Januzaj’s shot was beautifully judged, curled into the top corner with power and precision, yet that did not shield Pickford from Gary Neville who, working as a pundit on ITV, offered an unflattering assessment of the goalkeeper’s contribution.
“The goalkeeping’s a bit strange,” Neville said. “It’s just all a bit strange, to be honest with you.
“His feet are up in the air. His feet are off the ground when he’s jumping. He goes with his wrong hand. It’s just a bit weird, the whole dive thing after.”
Add to that the strange comments from Belgium goalkeeper Thibaut Courtois, who appeared to mock Pickford’s height (at 1.85m, he is below average height for a Premier League stopper) and there was a peculiar atmosphere surrounding the England shot stopper heading into the knockout rounds.
His response has been emphatic.
Pickford was the hero in the last-16 win over Colombia, producing a wonder save to tip Mateus Uribe’s 30-yard strike beyond the post. That Yerry Mina scored from the resulting corner, the ball beating Vardy who was stationed on the post, would have rankled Pickford but his resilience shone through so he could have the final say.
The 24-year-old produced a brilliant penalty save to deny Carlos Bacca and pave the way for Eric Dier to fire England into the quarter-final, where Pickford would once again prove pivotal to his country’s success.

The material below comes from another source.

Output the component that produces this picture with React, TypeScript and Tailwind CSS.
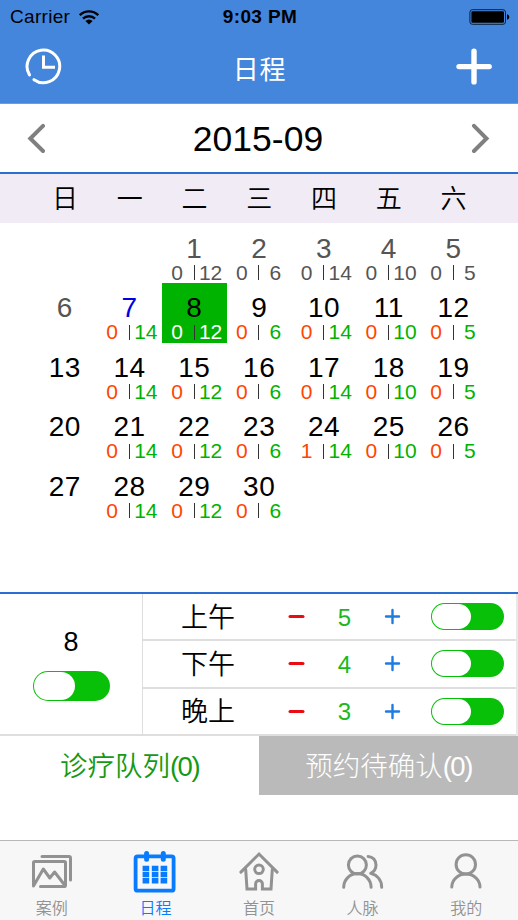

Sweden were largely toothless as England controlled the game but there were times when Pickford was called into action, producing a diving save to deny Marcus Berg before tipping the striker’s effort over the bar.
Viktor Claesson, too, was thwarted by Pickford’s reactions. As England progressed to their first tournament semi-final in 28 years, Pickford basked in the acclaim, bagging the man-of-the-match award and being hailed by fans and pundits alike.
Goalkeeping errors have haunted England’s tournament experiences for so long but Pickford’s remarkable coming-of-age puts him on the precipice of footballing immortality. Two more inspired performances may well see him become the first shot stopper since Gordon Banks to hoist the World Cup trophy aloft.